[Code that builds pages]
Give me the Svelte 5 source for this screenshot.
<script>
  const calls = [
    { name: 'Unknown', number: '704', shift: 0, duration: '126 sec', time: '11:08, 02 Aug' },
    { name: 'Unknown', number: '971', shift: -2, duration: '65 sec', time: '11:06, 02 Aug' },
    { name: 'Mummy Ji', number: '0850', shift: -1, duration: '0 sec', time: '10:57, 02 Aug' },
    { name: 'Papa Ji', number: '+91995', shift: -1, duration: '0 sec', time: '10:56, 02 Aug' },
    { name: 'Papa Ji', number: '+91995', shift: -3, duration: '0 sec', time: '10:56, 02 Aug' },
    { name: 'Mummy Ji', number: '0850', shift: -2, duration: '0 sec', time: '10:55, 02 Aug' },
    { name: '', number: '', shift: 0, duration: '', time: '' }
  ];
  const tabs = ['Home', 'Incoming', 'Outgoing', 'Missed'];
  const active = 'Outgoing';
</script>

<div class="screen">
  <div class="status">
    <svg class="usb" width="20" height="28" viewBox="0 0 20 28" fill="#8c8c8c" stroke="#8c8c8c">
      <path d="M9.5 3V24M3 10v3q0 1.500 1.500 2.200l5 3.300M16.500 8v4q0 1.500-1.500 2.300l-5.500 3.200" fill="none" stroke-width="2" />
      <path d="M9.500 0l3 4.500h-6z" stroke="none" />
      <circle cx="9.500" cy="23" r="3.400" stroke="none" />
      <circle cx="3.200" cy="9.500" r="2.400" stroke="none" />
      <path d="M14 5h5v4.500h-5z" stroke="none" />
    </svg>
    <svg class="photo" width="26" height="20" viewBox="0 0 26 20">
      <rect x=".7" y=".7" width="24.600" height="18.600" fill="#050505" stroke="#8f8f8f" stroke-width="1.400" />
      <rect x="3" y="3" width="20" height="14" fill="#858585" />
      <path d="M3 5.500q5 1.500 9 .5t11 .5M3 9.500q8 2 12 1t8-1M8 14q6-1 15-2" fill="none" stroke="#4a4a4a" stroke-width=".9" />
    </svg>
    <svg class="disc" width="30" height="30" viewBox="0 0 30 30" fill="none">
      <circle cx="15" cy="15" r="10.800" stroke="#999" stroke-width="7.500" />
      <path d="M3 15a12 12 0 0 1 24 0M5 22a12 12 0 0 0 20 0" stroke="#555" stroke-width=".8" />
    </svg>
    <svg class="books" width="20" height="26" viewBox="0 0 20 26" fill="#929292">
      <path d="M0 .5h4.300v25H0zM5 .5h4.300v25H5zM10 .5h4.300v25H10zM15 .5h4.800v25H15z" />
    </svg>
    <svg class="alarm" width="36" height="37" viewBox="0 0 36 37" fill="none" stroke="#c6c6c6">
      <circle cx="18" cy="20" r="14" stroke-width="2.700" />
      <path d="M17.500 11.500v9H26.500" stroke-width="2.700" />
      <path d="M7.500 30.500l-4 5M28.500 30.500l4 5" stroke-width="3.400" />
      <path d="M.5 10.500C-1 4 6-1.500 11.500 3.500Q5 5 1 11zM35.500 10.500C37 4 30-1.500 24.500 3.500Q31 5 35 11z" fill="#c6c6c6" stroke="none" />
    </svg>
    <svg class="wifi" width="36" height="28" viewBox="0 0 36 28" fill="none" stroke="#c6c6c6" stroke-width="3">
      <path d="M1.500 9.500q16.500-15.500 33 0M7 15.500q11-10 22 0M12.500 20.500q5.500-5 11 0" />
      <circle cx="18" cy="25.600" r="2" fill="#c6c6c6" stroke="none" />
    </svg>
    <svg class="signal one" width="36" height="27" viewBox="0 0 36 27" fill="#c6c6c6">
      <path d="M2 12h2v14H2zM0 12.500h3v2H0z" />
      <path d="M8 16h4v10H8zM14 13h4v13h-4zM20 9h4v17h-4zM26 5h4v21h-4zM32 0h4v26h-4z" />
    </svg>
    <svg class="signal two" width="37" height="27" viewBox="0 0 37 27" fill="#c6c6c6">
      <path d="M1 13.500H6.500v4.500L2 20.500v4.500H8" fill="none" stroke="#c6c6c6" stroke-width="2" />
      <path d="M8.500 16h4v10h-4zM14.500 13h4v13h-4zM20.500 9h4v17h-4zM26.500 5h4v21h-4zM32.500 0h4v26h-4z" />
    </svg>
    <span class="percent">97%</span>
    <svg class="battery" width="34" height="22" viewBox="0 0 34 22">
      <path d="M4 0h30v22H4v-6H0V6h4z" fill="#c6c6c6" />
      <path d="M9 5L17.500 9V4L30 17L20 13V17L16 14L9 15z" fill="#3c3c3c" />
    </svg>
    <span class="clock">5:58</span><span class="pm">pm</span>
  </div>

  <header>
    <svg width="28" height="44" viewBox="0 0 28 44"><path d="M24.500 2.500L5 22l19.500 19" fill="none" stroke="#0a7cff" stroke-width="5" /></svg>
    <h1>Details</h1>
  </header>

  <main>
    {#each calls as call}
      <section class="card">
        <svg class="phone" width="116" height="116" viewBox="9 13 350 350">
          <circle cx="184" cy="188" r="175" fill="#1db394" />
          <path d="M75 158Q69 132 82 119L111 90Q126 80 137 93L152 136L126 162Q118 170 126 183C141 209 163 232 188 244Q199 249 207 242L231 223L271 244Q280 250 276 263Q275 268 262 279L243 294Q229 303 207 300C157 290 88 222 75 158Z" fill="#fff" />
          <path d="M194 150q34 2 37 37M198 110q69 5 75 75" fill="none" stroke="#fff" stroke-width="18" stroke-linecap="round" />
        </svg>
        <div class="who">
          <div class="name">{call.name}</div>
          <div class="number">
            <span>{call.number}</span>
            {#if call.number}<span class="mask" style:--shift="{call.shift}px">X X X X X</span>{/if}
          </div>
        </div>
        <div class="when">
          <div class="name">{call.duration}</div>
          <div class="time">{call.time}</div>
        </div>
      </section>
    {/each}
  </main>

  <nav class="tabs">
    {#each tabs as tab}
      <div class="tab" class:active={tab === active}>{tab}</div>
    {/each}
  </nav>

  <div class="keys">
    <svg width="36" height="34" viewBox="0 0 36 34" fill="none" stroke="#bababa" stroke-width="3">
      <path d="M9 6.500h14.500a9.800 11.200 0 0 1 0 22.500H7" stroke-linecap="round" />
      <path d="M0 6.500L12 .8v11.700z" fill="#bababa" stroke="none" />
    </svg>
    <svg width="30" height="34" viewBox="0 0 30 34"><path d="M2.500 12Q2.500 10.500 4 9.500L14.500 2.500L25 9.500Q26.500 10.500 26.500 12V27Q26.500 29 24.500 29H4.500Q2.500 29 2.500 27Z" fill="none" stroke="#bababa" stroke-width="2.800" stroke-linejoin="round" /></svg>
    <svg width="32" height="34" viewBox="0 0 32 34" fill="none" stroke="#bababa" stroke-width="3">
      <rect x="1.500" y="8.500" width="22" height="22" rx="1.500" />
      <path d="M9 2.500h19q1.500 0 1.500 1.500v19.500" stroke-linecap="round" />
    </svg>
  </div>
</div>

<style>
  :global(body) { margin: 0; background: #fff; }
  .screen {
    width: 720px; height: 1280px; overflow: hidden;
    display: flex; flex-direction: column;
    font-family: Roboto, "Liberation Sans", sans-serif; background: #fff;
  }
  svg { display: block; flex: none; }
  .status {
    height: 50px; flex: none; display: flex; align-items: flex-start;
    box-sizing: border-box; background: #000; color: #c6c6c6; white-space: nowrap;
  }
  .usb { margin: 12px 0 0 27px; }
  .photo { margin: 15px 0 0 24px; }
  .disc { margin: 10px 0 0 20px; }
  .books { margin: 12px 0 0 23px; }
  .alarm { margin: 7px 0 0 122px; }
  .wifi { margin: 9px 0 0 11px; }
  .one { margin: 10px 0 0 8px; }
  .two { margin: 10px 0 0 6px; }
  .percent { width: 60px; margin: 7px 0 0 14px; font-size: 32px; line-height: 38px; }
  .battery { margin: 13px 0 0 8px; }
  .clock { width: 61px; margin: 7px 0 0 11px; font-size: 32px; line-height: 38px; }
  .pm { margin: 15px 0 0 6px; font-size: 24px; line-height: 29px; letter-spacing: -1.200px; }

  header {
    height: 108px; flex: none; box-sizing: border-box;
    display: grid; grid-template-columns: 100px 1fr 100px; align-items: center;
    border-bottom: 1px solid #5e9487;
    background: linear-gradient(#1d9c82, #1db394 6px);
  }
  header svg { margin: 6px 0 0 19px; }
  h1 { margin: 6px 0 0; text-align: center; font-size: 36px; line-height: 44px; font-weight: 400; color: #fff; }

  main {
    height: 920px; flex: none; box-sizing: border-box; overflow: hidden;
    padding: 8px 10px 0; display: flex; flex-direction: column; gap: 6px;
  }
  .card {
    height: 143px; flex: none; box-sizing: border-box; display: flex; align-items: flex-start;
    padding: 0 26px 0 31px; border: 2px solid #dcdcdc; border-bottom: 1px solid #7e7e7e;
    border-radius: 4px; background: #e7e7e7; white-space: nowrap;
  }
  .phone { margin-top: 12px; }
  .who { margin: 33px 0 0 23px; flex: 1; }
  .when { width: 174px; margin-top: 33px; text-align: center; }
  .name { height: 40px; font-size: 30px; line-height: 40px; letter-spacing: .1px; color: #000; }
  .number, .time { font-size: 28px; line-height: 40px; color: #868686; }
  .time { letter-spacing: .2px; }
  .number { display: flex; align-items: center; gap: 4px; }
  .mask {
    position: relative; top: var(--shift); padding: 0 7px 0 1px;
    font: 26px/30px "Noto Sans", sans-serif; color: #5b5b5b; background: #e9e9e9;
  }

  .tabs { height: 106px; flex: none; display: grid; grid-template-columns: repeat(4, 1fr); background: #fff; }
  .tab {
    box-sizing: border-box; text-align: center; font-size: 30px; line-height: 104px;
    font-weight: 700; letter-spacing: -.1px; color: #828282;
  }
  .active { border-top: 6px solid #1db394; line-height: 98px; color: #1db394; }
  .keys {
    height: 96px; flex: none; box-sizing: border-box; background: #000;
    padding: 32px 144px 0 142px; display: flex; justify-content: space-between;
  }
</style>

--

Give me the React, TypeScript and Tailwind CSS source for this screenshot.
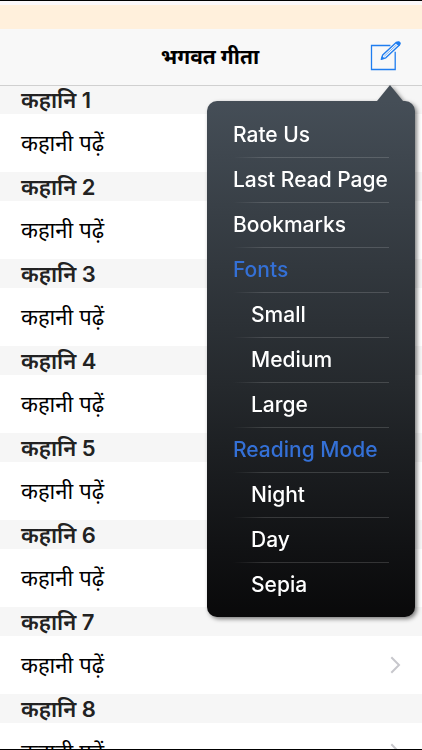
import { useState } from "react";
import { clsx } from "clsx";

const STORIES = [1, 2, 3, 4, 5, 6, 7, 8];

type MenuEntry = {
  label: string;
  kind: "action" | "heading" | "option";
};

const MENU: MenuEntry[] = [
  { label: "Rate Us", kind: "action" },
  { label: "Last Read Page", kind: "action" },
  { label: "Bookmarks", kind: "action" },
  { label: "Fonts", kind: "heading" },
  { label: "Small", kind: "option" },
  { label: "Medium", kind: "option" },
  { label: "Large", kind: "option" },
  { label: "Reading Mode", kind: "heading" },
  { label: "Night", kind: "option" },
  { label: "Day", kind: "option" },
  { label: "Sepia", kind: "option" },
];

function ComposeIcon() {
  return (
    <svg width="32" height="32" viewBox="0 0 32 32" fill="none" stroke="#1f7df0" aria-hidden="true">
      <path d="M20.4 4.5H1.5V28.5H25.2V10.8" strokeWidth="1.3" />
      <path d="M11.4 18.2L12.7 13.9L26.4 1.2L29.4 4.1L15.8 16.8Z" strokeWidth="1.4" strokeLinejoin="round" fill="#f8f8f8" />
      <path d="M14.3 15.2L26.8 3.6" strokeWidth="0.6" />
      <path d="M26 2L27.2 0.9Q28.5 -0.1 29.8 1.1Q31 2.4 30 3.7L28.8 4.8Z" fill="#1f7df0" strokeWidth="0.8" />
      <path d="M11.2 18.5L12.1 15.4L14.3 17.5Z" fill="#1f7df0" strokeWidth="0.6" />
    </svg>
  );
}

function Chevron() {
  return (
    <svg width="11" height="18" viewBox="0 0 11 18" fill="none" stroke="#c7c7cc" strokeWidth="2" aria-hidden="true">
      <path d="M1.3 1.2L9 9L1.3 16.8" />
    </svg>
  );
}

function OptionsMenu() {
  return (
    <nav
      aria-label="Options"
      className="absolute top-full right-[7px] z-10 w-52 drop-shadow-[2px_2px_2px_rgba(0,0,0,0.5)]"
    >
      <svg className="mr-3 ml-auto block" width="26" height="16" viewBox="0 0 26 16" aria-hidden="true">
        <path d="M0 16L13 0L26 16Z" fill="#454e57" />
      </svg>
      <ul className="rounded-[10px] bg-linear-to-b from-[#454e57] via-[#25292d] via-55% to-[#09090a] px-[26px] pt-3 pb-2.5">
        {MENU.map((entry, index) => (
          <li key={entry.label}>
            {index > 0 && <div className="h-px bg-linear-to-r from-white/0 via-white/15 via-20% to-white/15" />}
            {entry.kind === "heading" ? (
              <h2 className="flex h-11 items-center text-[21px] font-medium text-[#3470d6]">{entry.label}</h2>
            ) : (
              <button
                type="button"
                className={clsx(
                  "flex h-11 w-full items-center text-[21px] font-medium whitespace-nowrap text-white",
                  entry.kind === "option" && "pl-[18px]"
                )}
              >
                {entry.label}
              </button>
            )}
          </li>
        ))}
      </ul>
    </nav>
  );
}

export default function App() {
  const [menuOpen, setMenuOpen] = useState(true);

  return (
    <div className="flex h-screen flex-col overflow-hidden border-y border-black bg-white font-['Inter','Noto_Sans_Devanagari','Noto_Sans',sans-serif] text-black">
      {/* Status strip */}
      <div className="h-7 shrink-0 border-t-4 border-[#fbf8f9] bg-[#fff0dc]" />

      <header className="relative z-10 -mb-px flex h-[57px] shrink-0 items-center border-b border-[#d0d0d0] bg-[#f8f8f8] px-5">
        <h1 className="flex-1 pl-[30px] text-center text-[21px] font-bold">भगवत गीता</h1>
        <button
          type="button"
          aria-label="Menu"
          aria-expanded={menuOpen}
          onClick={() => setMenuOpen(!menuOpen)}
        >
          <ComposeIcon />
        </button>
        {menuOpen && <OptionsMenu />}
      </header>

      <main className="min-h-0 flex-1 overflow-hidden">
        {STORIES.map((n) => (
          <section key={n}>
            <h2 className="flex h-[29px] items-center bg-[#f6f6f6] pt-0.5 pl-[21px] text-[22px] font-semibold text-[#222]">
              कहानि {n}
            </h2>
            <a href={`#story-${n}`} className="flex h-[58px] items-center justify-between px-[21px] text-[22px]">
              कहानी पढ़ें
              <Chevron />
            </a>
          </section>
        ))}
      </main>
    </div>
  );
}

**Task to carry out**
Gather up the lines containing the word "Give" from these records and copy them.

**Solution for this exercise**
Give me the Svelte 5 source for this screenshot.
Give me the React, TypeScript and Tailwind CSS source for this screenshot.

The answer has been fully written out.